Certo, Sesso e samba non è una canzone samba, come del resto La noia non era una cumbia. La musica latinoamericana è una “reference”, non un’eredità culturale e artistica da abbracciare nella sua pienezza. Qui abbiamo la presenza di Gaia, brasiliana di origine, a conferire un’aura di autenticità al tutto, ma per il resto vale quanto detto già per Come un tuono riguardo alla bachata: non è l’accuratezza che conta, e nemmeno la scoperta. L’ascoltatore non va indirizzato verso una musica che non conosce, ma verso ciò che pensa di ri-conoscere. Come provato da 20 anni di produzioni musicali mainstream e come confermato dalla ricerca delle neuroscienze (si legga ad esempio Daniel Levitin), l’essere umano privilegia una musica familiare e riconoscibile, che lo fa sentire più partecipe e coinvolto rispetto a qualcosa di complesso e sconosciuto: in questo senso, un’eccessiva autenticità risulterebbe controproducente; e sul mercato dell’attenzione il comfort vale più di ogni possibile shock. Sesso e samba funziona perché non richiede alcuno sforzo all’ascoltatore: soltanto di accomodarsi nel suo parco a tema latinoamericano e farsi accompagnare.
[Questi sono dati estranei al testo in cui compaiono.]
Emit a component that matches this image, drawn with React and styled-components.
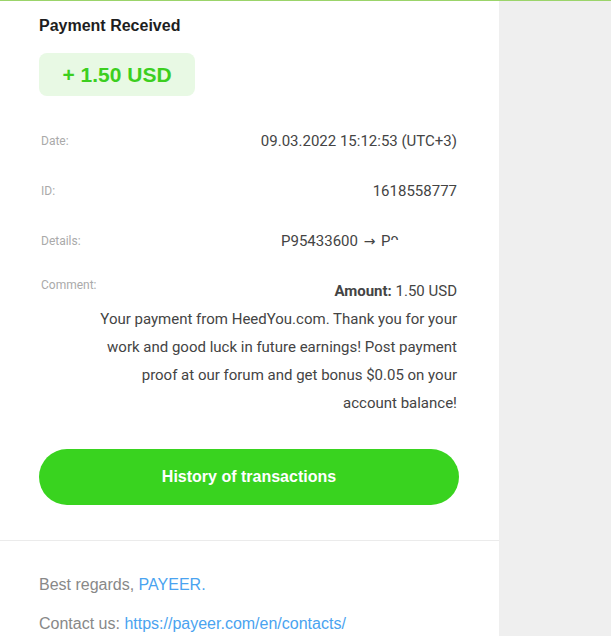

Niente poliritmi, niente clave, niente arrangiamento affollato: il singolo di Tony Effe e Gaia punta su una moderata articolazione di elementi, un giusto mezzo fra la cornucopia ritmica del samba e il minimalismo della filastrocca. Una volta segnalata all’orecchio la lontana parentela con la musica di radice brasiliana, la cassa introduce un 4/4 pigro con una semplice sincope nel mezzo: non è propriamente un pattern dembow del reggaeton, ma è un groove che può ricordare i Caraibi e, quindi, un genere di pop latino già popolare. Di nuovo, si lavora sulla memoria più che sulla fantasia. Caracollando con passo lento, il beat si incastra alla perfezione con il flow non esattamente energico di Tony Effe. Ma le strumentali sono sufficientemente mosse e popolate per farci avvertire un respiro gelido quando il beat si ferma nel pre-ritornello cantato da Gaia (“Ah che follia”) preparandoci al successivo drop, del quale il pop contemporaneo sembra non poter fare a meno.
Sesso e samba, insomma, funziona perché ha tutto quello che ci aspetteremmo da una canzone intitolata Sesso e samba: ha un andamento conturbante e sensuale; si richiama vagamente a una musica esotica; contiene gli elementi ritmico-strutturali che storicamente hanno avuto successo nel pop e nella dance per creare suspense e attesa. E dopotutto, non ci sono grandi sorprese nemmeno a livello lirico e di immaginario. Il testo ci ricorda che il sesso e il samba sono piuttosto simili: non è la prima volta che una forma di danza viene paragonata all’atto carnale (Tuca tuca tanto per dirne una) e non sarà nemmeno l’ultima. Il mondo nel quale Tony Effe e Gaia ci accolgono, in più, è già noto: ne conosciamo i contorni, sappiamo quali sono i suoi valori, tra cui gli immancabili soldi. Anche le regole dell’attrazione, in fondo, non sembrano una sorpresa: “non siamo troppo diversi”, canta Gaia, confermando quello che sappiamo fin troppo bene, ovvero che non sono gli opposti, ma gli uguali a piacersi.
Ma non è che manchino del tutto le sorprese: “metà bastarda, metà bambolina” è una punchline efficace e che piace molto, come testimonia la popolarità di questo estratto su TikTok, secondo solo al ritornello che spopola per i balletti. Anche qui, in realtà, ci sarebbe da chiedersi se questa formula funziona per la sua intrinseca efficacia verbale o per una specie di riconoscimento del soggetto e oggetto della definizione – i suddetti TikTok sono al 100% di provenienza femminile. Ma una canzone non è il luogo per capire una società e le sue convinzioni. A volte, come sostiene Gaia nello special, si può arrivare a credere che le canzoni d’amore dicano la verità. Il fatto che per pronunciare questa sentenza il brano giunga all’estrema scelta di aggiungere un terzo inedito accordo, dovrebbe farci riflettere. Sull’importanza che una sezione musicalmente differente ha nell’economia di un brano altrimenti molto omogeneo: un attimo di respiro prima di tornare in apnea nel sessoessamaba. Ma ci fa riflettere anche sulla costante e immancabile regola che abbiamo incontrato e rincontrato: una canzone di successo quasi sempre parla di sé stessa.